RECORDED INFORMATION >>

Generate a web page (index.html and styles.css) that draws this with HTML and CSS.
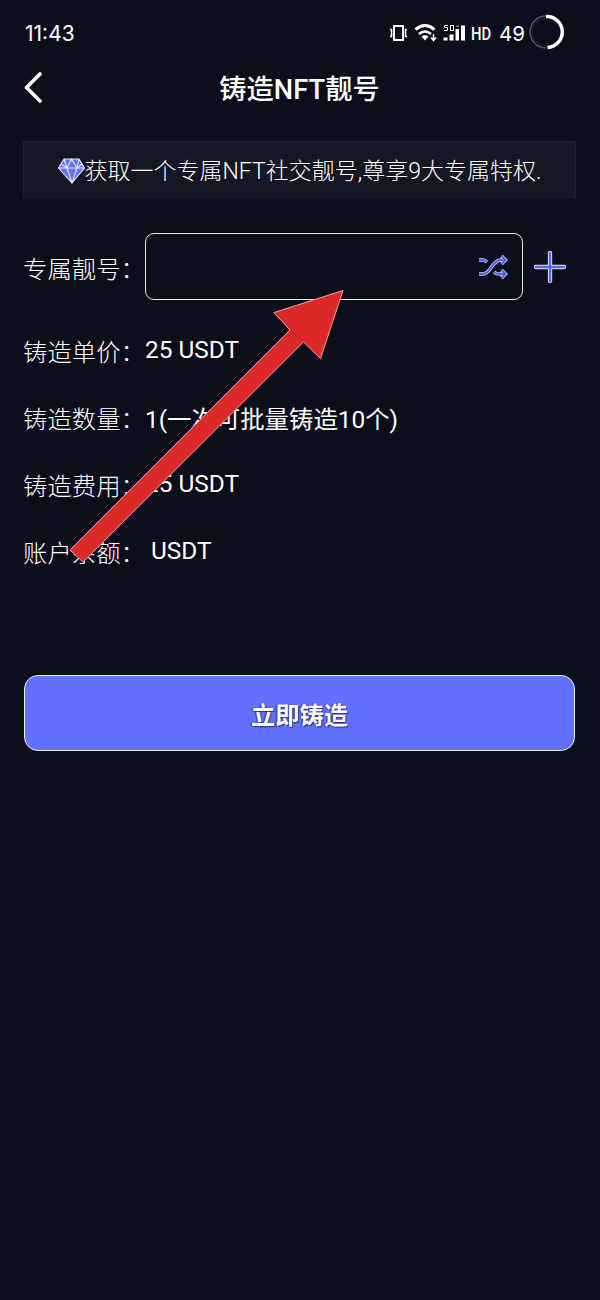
FILE: index.html
```html
<!DOCTYPE html>
<html lang="zh-CN">
<head>
<meta charset="utf-8">
<title>铸造NFT靓号</title>
<link rel="stylesheet" href="styles.css">
</head>
<body>
<div class="screen">
  <div class="status">
    <span class="time">11:43</span>
    <div class="indicators">
      <svg class="vibrate" width="20" height="18" viewBox="0 0 20 18" fill="none" stroke="#fff"><rect x="5" y="2" width="9" height="14" stroke-width="2"/><path d="M1 5.500h1.500v7H1M18 5.500h-1.500v7H18" stroke-width="1.500"/></svg>
      <svg class="wifi" width="24" height="20" viewBox="0 0 24 20" fill="none" stroke="#fff"><path d="M1.500 6.500Q11 -1.500 20.500 6.500" stroke-width="3"/><path d="M5 11Q11 6 17 11" stroke-width="2.600"/><path d="M7.500 13.500Q11 11 14.500 13.500L11 17.500z" fill="#fff" stroke="none"/><path d="M19.500 11v6M17 14.500l2.500 3 2.500-3" stroke-width="1.500"/></svg>
      <svg class="signal" width="24" height="20" viewBox="0 0 24 20"><path d="M1.500 14.500h4v3h-4zM7.500 11.500h4v6h-4zM13.500 6h3.500v11.500h-3.500zM19 2.500h4v15h-4z" fill="#fff"/><path d="M6 2.500H2.500v2h3v3H2M8.500 2.500h3v5h-3zM14.500 3.200h2" fill="none" stroke="#fff"/></svg>
      <span class="hd">HD</span>
      <span class="level">49</span>
      <svg class="ring" width="36" height="36" viewBox="0 0 36 36" fill="none"><path d="M17 2a16 16 0 0 0 0 32" stroke="#55565f" stroke-width="1.500"/><path d="M17 4a14 14 0 0 0 0 28" stroke="#292a33"/><path d="M17 2.500a15.500 15.500 0 0 1 1.500 31" stroke="#fff" stroke-width="3.500"/></svg>
    </div>
  </div>
  <header class="nav">
    <svg class="back" width="20" height="32" viewBox="0 0 20 32"><path d="M17 3L3.500 16.500 17 30" fill="none" stroke="#fff" stroke-width="3.600" stroke-linecap="round" stroke-linejoin="round"/></svg>
    <h1>铸造NFT靓号</h1>
  </header>
  <div class="notice">
    <svg class="gem" width="27" height="26" viewBox="0 0 27 26"><path d="M6 1h15l5.500 9L14 25 .5 10z" fill="#6472ff"/><path d="M6 1h15l5.500 9L14 25 .5 10zM.5 10h26M6 1l3 9 5 15 5-15 2-9M9 10l4.500-9L19 10M3 6l6 4M24 6l-5 4" fill="none" stroke="#e6e7f8" stroke-width="1.100"/></svg>
    <span>获取一个专属NFT社交靓号,尊享9大专属特权.</span>
  </div>
  <main class="form">
    <div class="row entry">
      <span class="label">专属靓号：</span>
      <div class="field">
        <svg width="30" height="26" viewBox="0 0 30 26" fill="none"><g stroke="#d3d6fa" stroke-width="3.400"><path d="M1 20h4c8 0 9-14 18-14h4M23.500 2L27.500 6l-4 4M1 6h4c2 0 3 1 4 2M16 18c2 2 3 2 6 2h5M23.500 16l4 4-4 4"/></g><g stroke="#5262e6" stroke-width="2"><path d="M1 20h4c8 0 9-14 18-14h4M23.500 2L27.500 6l-4 4M1 6h4c2 0 3 1 4 2M16 18c2 2 3 2 6 2h5M23.500 16l4 4-4 4"/></g></svg>
      </div>
      <svg class="plus" width="34" height="34" viewBox="0 0 34 34" stroke-linecap="round"><path d="M17 3v28M3 17h28" stroke="#e0e2ff" stroke-width="4.300"/><path d="M17 3v28M3 17h28" stroke="#5868ef" stroke-width="2.400"/></svg>
    </div>
    <div class="row"><span class="label">铸造单价：</span><span class="value">25 USDT</span></div>
    <div class="row"><span class="label">铸造数量：</span><span class="value quantity">1(一次可批量铸造10个)</span></div>
    <div class="row"><span class="label">铸造费用：</span><span class="value">25 USDT</span></div>
    <div class="row"><span class="label">账户余额：</span><span class="value balance">USDT</span></div>
  </main>
  <button class="mint">立即铸造</button>
  <svg class="pointer" width="280" height="300" viewBox="0 0 280 300"><path d="M274 19.500L205 41.500 221 59 1 279 14 291 234.500 71 251.500 87.500z" fill="#de292b" stroke="#f0a29e" stroke-width="1"/><path d="M221 59L234.500 71" stroke="#b9252b"/></svg>
</div>
</body>
</html>
```
FILE: styles.css
```css
* { box-sizing: border-box; }
body { margin: 0; background: #0d0e1b; color: #fff; font-family: Roboto, "Noto Sans CJK SC", sans-serif; }
.screen { position: relative; height: 1300px; overflow: hidden; padding: 0 24px 0 23px; display: flex; flex-direction: column; }
.status { height: 64px; display: flex; align-items: center; justify-content: space-between; padding: 2px 11px 0 2px; }
.time { font: 21px Inter, sans-serif; }
.indicators { display: flex; align-items: center; }
.wifi { margin-left: 5px; }
.signal { margin-left: 4px; }
.hd { font: 500 19px Roboto, sans-serif; width: 21px; margin: 0 7px 0 5px; transform: scaleX(.78); transform-origin: left; }
.level { font: 20.500px Inter, sans-serif; width: 25px; }
.ring { margin-left: 5px; margin-top: -2px; }
.nav { height: 48px; display: grid; grid-template-columns: 20px 1fr 20px; align-items: center; }
.back { margin-top: -2px; }
h1 { margin: 3px 0 0; text-align: center; font-size: 27.300px; font-weight: 500; line-height: 40px; }
.notice { height: 57px; margin-top: 29px; border: 1px solid #1d1f2d; background: #151725; display: flex; align-items: center; justify-content: center; font-size: 23px; font-weight: 300; white-space: nowrap; }
.notice span { line-height: 34px; margin-top: 4px; }
.gem { margin-top: 2px; }
.form { margin-top: 35px; }
.row { height: 67px; display: flex; align-items: center; }
.entry { margin-bottom: 16px; }
.label { width: 122px; flex: none; font: 300 24.400px/36px "Noto Sans CJK SC", sans-serif; white-space: nowrap; padding-top: 2px; }
.value { font-size: 24.400px; line-height: 36px; white-space: nowrap; padding-top: 1px; }
.quantity { padding-top: 6px; }
.balance { padding-left: 6px; }
.field { width: 378px; height: 67px; border: 1px solid #e9e7d8; border-radius: 9px; display: flex; align-items: center; justify-content: flex-end; padding-right: 14px; }
.plus { margin-left: 10px; }
.mint { margin: 91px 0 0 1px; height: 76px; width: 551px; flex: none; padding: 2px 0 0; border: 1px solid #eeefff; border-radius: 14px; background: #6070ff; color: #fff; font: 700 24.200px/36px "Noto Sans CJK SC", sans-serif; text-shadow: 1px 1px 1px #293084, -1px 0 1px #293084; }
.pointer { position: absolute; left: 69px; top: 271px; pointer-events: none; }
```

GIVEN INSTRUCTION >>
Write out the whole listing exactly, and drop the pictures.

SOLUTION FOR THIS PROBLEM >>
Generate a web page (index.html and styles.css) that draws this with HTML and CSS.
FILE: index.html
```html
<!DOCTYPE html>
<html lang="zh-CN">
<head>
<meta charset="utf-8">
<title>铸造NFT靓号</title>
<link rel="stylesheet" href="styles.css">
</head>
<body>
<div class="screen">
  <div class="status">
    <span class="time">11:43</span>
    <div class="indicators">
      <svg class="vibrate" width="20" height="18" viewBox="0 0 20 18" fill="none" stroke="#fff"><rect x="5" y="2" width="9" height="14" stroke-width="2"/><path d="M1 5.500h1.500v7H1M18 5.500h-1.500v7H18" stroke-width="1.500"/></svg>
      <svg class="wifi" width="24" height="20" viewBox="0 0 24 20" fill="none" stroke="#fff"><path d="M1.500 6.500Q11 -1.500 20.500 6.500" stroke-width="3"/><path d="M5 11Q11 6 17 11" stroke-width="2.600"/><path d="M7.500 13.500Q11 11 14.500 13.500L11 17.500z" fill="#fff" stroke="none"/><path d="M19.500 11v6M17 14.500l2.500 3 2.500-3" stroke-width="1.500"/></svg>
      <svg class="signal" width="24" height="20" viewBox="0 0 24 20"><path d="M1.500 14.500h4v3h-4zM7.500 11.500h4v6h-4zM13.500 6h3.500v11.500h-3.500zM19 2.500h4v15h-4z" fill="#fff"/><path d="M6 2.500H2.500v2h3v3H2M8.500 2.500h3v5h-3zM14.500 3.200h2" fill="none" stroke="#fff"/></svg>
      <span class="hd">HD</span>
      <span class="level">49</span>
      <svg class="ring" width="36" height="36" viewBox="0 0 36 36" fill="none"><path d="M17 2a16 16 0 0 0 0 32" stroke="#55565f" stroke-width="1.500"/><path d="M17 4a14 14 0 0 0 0 28" stroke="#292a33"/><path d="M17 2.500a15.500 15.500 0 0 1 1.500 31" stroke="#fff" stroke-width="3.500"/></svg>
    </div>
  </div>
  <header class="nav">
    <svg class="back" width="20" height="32" viewBox="0 0 20 32"><path d="M17 3L3.500 16.500 17 30" fill="none" stroke="#fff" stroke-width="3.600" stroke-linecap="round" stroke-linejoin="round"/></svg>
    <h1>铸造NFT靓号</h1>
  </header>
  <div class="notice">
    <svg class="gem" width="27" height="26" viewBox="0 0 27 26"><path d="M6 1h15l5.500 9L14 25 .5 10z" fill="#6472ff"/><path d="M6 1h15l5.500 9L14 25 .5 10zM.5 10h26M6 1l3 9 5 15 5-15 2-9M9 10l4.500-9L19 10M3 6l6 4M24 6l-5 4" fill="none" stroke="#e6e7f8" stroke-width="1.100"/></svg>
    <span>获取一个专属NFT社交靓号,尊享9大专属特权.</span>
  </div>
  <main class="form">
    <div class="row entry">
      <span class="label">专属靓号：</span>
      <div class="field">
        <svg width="30" height="26" viewBox="0 0 30 26" fill="none"><g stroke="#d3d6fa" stroke-width="3.400"><path d="M1 20h4c8 0 9-14 18-14h4M23.500 2L27.500 6l-4 4M1 6h4c2 0 3 1 4 2M16 18c2 2 3 2 6 2h5M23.500 16l4 4-4 4"/></g><g stroke="#5262e6" stroke-width="2"><path d="M1 20h4c8 0 9-14 18-14h4M23.500 2L27.500 6l-4 4M1 6h4c2 0 3 1 4 2M16 18c2 2 3 2 6 2h5M23.500 16l4 4-4 4"/></g></svg>
      </div>
      <svg class="plus" width="34" height="34" viewBox="0 0 34 34" stroke-linecap="round"><path d="M17 3v28M3 17h28" stroke="#e0e2ff" stroke-width="4.300"/><path d="M17 3v28M3 17h28" stroke="#5868ef" stroke-width="2.400"/></svg>
    </div>
    <div class="row"><span class="label">铸造单价：</span><span class="value">25 USDT</span></div>
    <div class="row"><span class="label">铸造数量：</span><span class="value quantity">1(一次可批量铸造10个)</span></div>
    <div class="row"><span class="label">铸造费用：</span><span class="value">25 USDT</span></div>
    <div class="row"><span class="label">账户余额：</span><span class="value balance">USDT</span></div>
  </main>
  <button class="mint">立即铸造</button>
  <svg class="pointer" width="280" height="300" viewBox="0 0 280 300"><path d="M274 19.500L205 41.500 221 59 1 279 14 291 234.500 71 251.500 87.500z" fill="#de292b" stroke="#f0a29e" stroke-width="1"/><path d="M221 59L234.500 71" stroke="#b9252b"/></svg>
</div>
</body>
</html>
```
FILE: styles.css
```css
* { box-sizing: border-box; }
body { margin: 0; background: #0d0e1b; color: #fff; font-family: Roboto, "Noto Sans CJK SC", sans-serif; }
.screen { position: relative; height: 1300px; overflow: hidden; padding: 0 24px 0 23px; display: flex; flex-direction: column; }
.status { height: 64px; display: flex; align-items: center; justify-content: space-between; padding: 2px 11px 0 2px; }
.time { font: 21px Inter, sans-serif; }
.indicators { display: flex; align-items: center; }
.wifi { margin-left: 5px; }
.signal { margin-left: 4px; }
.hd { font: 500 19px Roboto, sans-serif; width: 21px; margin: 0 7px 0 5px; transform: scaleX(.78); transform-origin: left; }
.level { font: 20.500px Inter, sans-serif; width: 25px; }
.ring { margin-left: 5px; margin-top: -2px; }
.nav { height: 48px; display: grid; grid-template-columns: 20px 1fr 20px; align-items: center; }
.back { margin-top: -2px; }
h1 { margin: 3px 0 0; text-align: center; font-size: 27.300px; font-weight: 500; line-height: 40px; }
.notice { height: 57px; margin-top: 29px; border: 1px solid #1d1f2d; background: #151725; display: flex; align-items: center; justify-content: center; font-size: 23px; font-weight: 300; white-space: nowrap; }
.notice span { line-height: 34px; margin-top: 4px; }
.gem { margin-top: 2px; }
.form { margin-top: 35px; }
.row { height: 67px; display: flex; align-items: center; }
.entry { margin-bottom: 16px; }
.label { width: 122px; flex: none; font: 300 24.400px/36px "Noto Sans CJK SC", sans-serif; white-space: nowrap; padding-top: 2px; }
.value { font-size: 24.400px; line-height: 36px; white-space: nowrap; padding-top: 1px; }
.quantity { padding-top: 6px; }
.balance { padding-left: 6px; }
.field { width: 378px; height: 67px; border: 1px solid #e9e7d8; border-radius: 9px; display: flex; align-items: center; justify-content: flex-end; padding-right: 14px; }
.plus { margin-left: 10px; }
.mint { margin: 91px 0 0 1px; height: 76px; width: 551px; flex: none; padding: 2px 0 0; border: 1px solid #eeefff; border-radius: 14px; background: #6070ff; color: #fff; font: 700 24.200px/36px "Noto Sans CJK SC", sans-serif; text-shadow: 1px 1px 1px #293084, -1px 0 1px #293084; }
.pointer { position: absolute; left: 69px; top: 271px; pointer-events: none; }
```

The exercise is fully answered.